**Task objective**.
Output each entry that follows exactly. Images stay out.

**Dataset rows**.
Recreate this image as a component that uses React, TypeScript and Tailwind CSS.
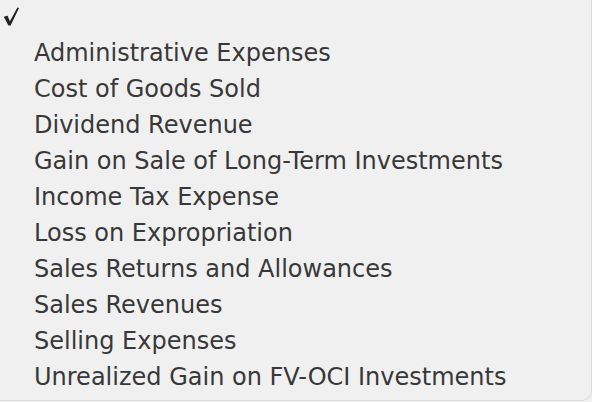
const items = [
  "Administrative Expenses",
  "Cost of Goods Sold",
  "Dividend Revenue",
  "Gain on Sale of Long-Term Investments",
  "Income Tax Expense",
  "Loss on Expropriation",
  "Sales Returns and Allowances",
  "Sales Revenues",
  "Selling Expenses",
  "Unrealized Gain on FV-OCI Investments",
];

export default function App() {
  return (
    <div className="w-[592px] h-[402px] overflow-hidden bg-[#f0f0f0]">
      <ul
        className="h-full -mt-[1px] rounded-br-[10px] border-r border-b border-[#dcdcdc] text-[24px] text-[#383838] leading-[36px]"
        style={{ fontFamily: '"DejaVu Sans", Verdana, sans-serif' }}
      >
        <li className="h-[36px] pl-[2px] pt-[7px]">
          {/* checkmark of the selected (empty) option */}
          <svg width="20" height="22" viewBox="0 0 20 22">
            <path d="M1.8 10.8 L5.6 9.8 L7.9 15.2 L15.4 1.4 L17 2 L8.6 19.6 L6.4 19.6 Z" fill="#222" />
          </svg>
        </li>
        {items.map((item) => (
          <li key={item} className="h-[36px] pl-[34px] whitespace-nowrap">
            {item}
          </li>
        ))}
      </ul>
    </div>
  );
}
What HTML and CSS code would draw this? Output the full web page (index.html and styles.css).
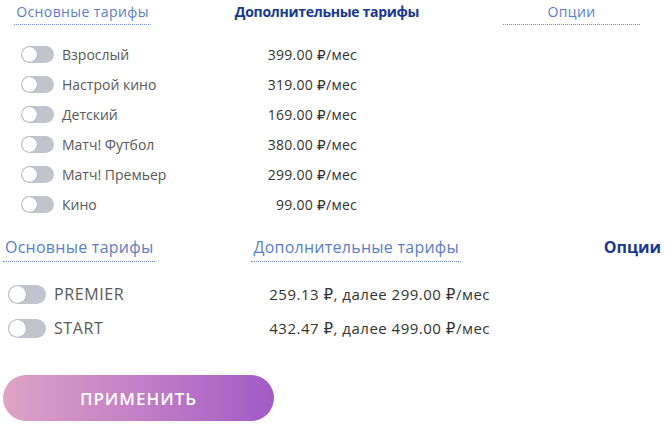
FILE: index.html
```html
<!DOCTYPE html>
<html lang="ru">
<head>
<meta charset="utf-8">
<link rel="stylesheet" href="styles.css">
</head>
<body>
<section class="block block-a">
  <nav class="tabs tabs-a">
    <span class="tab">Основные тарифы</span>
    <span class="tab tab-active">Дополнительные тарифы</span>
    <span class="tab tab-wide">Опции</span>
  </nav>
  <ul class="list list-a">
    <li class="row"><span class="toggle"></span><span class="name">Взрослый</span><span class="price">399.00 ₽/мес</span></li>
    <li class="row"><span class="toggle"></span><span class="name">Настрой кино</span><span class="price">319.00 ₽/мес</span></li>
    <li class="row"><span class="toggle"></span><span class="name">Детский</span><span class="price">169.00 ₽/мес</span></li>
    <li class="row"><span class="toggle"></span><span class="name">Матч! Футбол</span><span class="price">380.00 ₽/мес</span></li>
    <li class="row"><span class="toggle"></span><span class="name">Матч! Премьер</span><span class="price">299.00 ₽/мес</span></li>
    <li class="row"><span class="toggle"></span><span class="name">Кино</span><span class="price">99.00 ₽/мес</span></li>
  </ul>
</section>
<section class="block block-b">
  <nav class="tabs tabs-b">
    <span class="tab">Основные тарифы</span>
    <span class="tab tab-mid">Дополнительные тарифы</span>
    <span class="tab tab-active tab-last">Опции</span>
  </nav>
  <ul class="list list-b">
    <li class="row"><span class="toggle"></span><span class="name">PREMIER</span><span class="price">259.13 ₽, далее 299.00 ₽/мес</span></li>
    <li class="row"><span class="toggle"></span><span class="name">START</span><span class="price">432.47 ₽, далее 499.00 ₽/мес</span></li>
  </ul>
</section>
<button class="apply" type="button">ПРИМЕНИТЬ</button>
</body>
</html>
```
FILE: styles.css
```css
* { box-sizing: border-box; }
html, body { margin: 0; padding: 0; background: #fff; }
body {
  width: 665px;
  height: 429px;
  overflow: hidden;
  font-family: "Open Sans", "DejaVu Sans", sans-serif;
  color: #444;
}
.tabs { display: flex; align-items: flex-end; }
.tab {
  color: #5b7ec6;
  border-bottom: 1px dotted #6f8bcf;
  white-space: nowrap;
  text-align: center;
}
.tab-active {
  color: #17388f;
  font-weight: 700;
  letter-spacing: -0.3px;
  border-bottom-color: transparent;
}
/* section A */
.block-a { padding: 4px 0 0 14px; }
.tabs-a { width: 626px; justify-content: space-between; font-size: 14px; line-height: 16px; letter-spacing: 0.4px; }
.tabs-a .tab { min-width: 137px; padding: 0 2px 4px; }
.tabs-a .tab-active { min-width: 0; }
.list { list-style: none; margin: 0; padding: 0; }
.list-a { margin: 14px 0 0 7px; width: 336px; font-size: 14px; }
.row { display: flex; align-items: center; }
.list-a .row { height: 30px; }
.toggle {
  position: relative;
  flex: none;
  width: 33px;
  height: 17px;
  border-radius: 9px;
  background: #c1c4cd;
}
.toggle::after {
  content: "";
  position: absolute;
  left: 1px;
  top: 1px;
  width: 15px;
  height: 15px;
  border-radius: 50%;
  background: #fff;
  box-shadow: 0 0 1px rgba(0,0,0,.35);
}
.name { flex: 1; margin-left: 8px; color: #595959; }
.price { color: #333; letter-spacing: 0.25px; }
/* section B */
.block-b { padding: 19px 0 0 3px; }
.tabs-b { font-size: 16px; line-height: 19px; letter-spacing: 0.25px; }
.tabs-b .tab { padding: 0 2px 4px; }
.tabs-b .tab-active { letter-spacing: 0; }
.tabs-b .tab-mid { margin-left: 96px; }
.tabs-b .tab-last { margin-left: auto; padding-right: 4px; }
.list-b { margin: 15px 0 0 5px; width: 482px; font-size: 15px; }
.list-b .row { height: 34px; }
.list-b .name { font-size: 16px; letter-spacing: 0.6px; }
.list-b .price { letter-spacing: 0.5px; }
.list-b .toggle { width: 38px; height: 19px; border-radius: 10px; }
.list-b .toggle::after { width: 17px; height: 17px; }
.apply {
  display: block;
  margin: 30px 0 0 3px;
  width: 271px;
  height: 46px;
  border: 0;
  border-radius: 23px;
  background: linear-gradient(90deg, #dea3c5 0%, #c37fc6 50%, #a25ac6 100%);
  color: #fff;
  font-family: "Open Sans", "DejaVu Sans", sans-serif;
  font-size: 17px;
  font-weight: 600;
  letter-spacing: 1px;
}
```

**Worked solution**.
Recreate this image as a component that uses React, TypeScript and Tailwind CSS.
const items = [
  "Administrative Expenses",
  "Cost of Goods Sold",
  "Dividend Revenue",
  "Gain on Sale of Long-Term Investments",
  "Income Tax Expense",
  "Loss on Expropriation",
  "Sales Returns and Allowances",
  "Sales Revenues",
  "Selling Expenses",
  "Unrealized Gain on FV-OCI Investments",
];

export default function App() {
  return (
    <div className="w-[592px] h-[402px] overflow-hidden bg-[#f0f0f0]">
      <ul
        className="h-full -mt-[1px] rounded-br-[10px] border-r border-b border-[#dcdcdc] text-[24px] text-[#383838] leading-[36px]"
        style={{ fontFamily: '"DejaVu Sans", Verdana, sans-serif' }}
      >
        <li className="h-[36px] pl-[2px] pt-[7px]">
          {/* checkmark of the selected (empty) option */}
          <svg width="20" height="22" viewBox="0 0 20 22">
            <path d="M1.8 10.8 L5.6 9.8 L7.9 15.2 L15.4 1.4 L17 2 L8.6 19.6 L6.4 19.6 Z" fill="#222" />
          </svg>
        </li>
        {items.map((item) => (
          <li key={item} className="h-[36px] pl-[34px] whitespace-nowrap">
            {item}
          </li>
        ))}
      </ul>
    </div>
  );
}
What HTML and CSS code would draw this? Output the full web page (index.html and styles.css).
FILE: index.html
```html
<!DOCTYPE html>
<html lang="ru">
<head>
<meta charset="utf-8">
<link rel="stylesheet" href="styles.css">
</head>
<body>
<section class="block block-a">
  <nav class="tabs tabs-a">
    <span class="tab">Основные тарифы</span>
    <span class="tab tab-active">Дополнительные тарифы</span>
    <span class="tab tab-wide">Опции</span>
  </nav>
  <ul class="list list-a">
    <li class="row"><span class="toggle"></span><span class="name">Взрослый</span><span class="price">399.00 ₽/мес</span></li>
    <li class="row"><span class="toggle"></span><span class="name">Настрой кино</span><span class="price">319.00 ₽/мес</span></li>
    <li class="row"><span class="toggle"></span><span class="name">Детский</span><span class="price">169.00 ₽/мес</span></li>
    <li class="row"><span class="toggle"></span><span class="name">Матч! Футбол</span><span class="price">380.00 ₽/мес</span></li>
    <li class="row"><span class="toggle"></span><span class="name">Матч! Премьер</span><span class="price">299.00 ₽/мес</span></li>
    <li class="row"><span class="toggle"></span><span class="name">Кино</span><span class="price">99.00 ₽/мес</span></li>
  </ul>
</section>
<section class="block block-b">
  <nav class="tabs tabs-b">
    <span class="tab">Основные тарифы</span>
    <span class="tab tab-mid">Дополнительные тарифы</span>
    <span class="tab tab-active tab-last">Опции</span>
  </nav>
  <ul class="list list-b">
    <li class="row"><span class="toggle"></span><span class="name">PREMIER</span><span class="price">259.13 ₽, далее 299.00 ₽/мес</span></li>
    <li class="row"><span class="toggle"></span><span class="name">START</span><span class="price">432.47 ₽, далее 499.00 ₽/мес</span></li>
  </ul>
</section>
<button class="apply" type="button">ПРИМЕНИТЬ</button>
</body>
</html>
```
FILE: styles.css
```css
* { box-sizing: border-box; }
html, body { margin: 0; padding: 0; background: #fff; }
body {
  width: 665px;
  height: 429px;
  overflow: hidden;
  font-family: "Open Sans", "DejaVu Sans", sans-serif;
  color: #444;
}
.tabs { display: flex; align-items: flex-end; }
.tab {
  color: #5b7ec6;
  border-bottom: 1px dotted #6f8bcf;
  white-space: nowrap;
  text-align: center;
}
.tab-active {
  color: #17388f;
  font-weight: 700;
  letter-spacing: -0.3px;
  border-bottom-color: transparent;
}
/* section A */
.block-a { padding: 4px 0 0 14px; }
.tabs-a { width: 626px; justify-content: space-between; font-size: 14px; line-height: 16px; letter-spacing: 0.4px; }
.tabs-a .tab { min-width: 137px; padding: 0 2px 4px; }
.tabs-a .tab-active { min-width: 0; }
.list { list-style: none; margin: 0; padding: 0; }
.list-a { margin: 14px 0 0 7px; width: 336px; font-size: 14px; }
.row { display: flex; align-items: center; }
.list-a .row { height: 30px; }
.toggle {
  position: relative;
  flex: none;
  width: 33px;
  height: 17px;
  border-radius: 9px;
  background: #c1c4cd;
}
.toggle::after {
  content: "";
  position: absolute;
  left: 1px;
  top: 1px;
  width: 15px;
  height: 15px;
  border-radius: 50%;
  background: #fff;
  box-shadow: 0 0 1px rgba(0,0,0,.35);
}
.name { flex: 1; margin-left: 8px; color: #595959; }
.price { color: #333; letter-spacing: 0.25px; }
/* section B */
.block-b { padding: 19px 0 0 3px; }
.tabs-b { font-size: 16px; line-height: 19px; letter-spacing: 0.25px; }
.tabs-b .tab { padding: 0 2px 4px; }
.tabs-b .tab-active { letter-spacing: 0; }
.tabs-b .tab-mid { margin-left: 96px; }
.tabs-b .tab-last { margin-left: auto; padding-right: 4px; }
.list-b { margin: 15px 0 0 5px; width: 482px; font-size: 15px; }
.list-b .row { height: 34px; }
.list-b .name { font-size: 16px; letter-spacing: 0.6px; }
.list-b .price { letter-spacing: 0.5px; }
.list-b .toggle { width: 38px; height: 19px; border-radius: 10px; }
.list-b .toggle::after { width: 17px; height: 17px; }
.apply {
  display: block;
  margin: 30px 0 0 3px;
  width: 271px;
  height: 46px;
  border: 0;
  border-radius: 23px;
  background: linear-gradient(90deg, #dea3c5 0%, #c37fc6 50%, #a25ac6 100%);
  color: #fff;
  font-family: "Open Sans", "DejaVu Sans", sans-serif;
  font-size: 17px;
  font-weight: 600;
  letter-spacing: 1px;
}
```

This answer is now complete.